Макс Вебер был последним подлинным носителем немецкой национальной идеи — подлинным потому, что понимал ее в том смысле, который вкладывал в эту идею барон фон Штайн Гнейзенау: не стремление к мощи собственной империи любой ценой и к возвышению ее над всеми прочими государствами, а стремление к осуществлению той духовно — нравственной жизни, которая утверждает себя посредством силы и власти, но подчиняет эту силу и власть собственным требованиям. Макс Вебер, очень рано заметивший чудовищную угрозу, нависшую над немцами из-за Вильгельма и его империи, знал, что существует некий рубеж, за которым начинается закат, а потом следует чисто растительная жизнь тех, кто этот закат переживает, — жизнь, лишенная политического смысла, а потому не приводящая к величию общества. Политика имеет место только в условиях свободы. Там, где эта свобода уничтожена, остается частная жизнь — насколько ее терпят. Когда в январе 1919 года Макса Вебера спросили, что делать, если к власти придут коммунисты, он ответил так: «Тогда меня перестанет интересовать абсолютно все!».
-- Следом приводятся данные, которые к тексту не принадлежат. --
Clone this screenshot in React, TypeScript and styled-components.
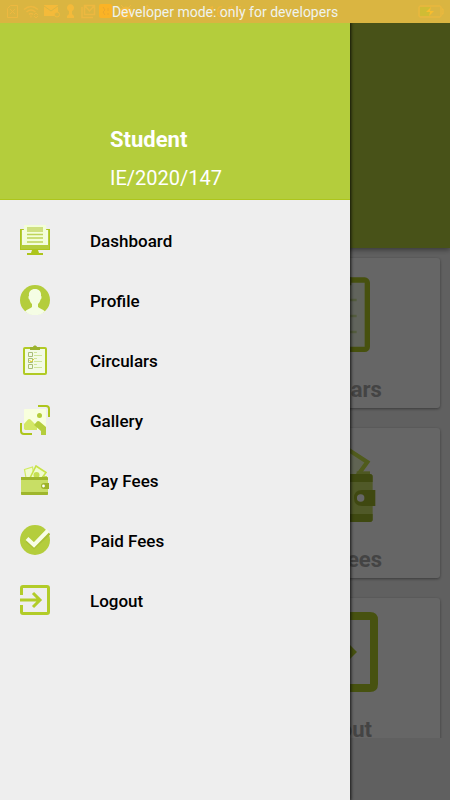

Это означало: перед лицом реальной жесткой силы один человек уже ничего не сможет сделать. Постижение этой истины вполне сообразуется с тем фактом, что Германия не смогла сама освободиться от национал — социализма, а была освобождена только внешними силами; с тем, что тоталитаризм не может быть преодолен изнутри, внутренними силами — он только может быть превращен в другой тоталитаризм посредством кровавых переворотов. Конец подлинной политики устраняет интерес к политике вообще. Однако подлинная политика возможна только тогда, когда на людей воздействуют посредством убеждения состязающиеся оппоненты, когда в процессе свободной борьбы умов воспитывается общественное сознание.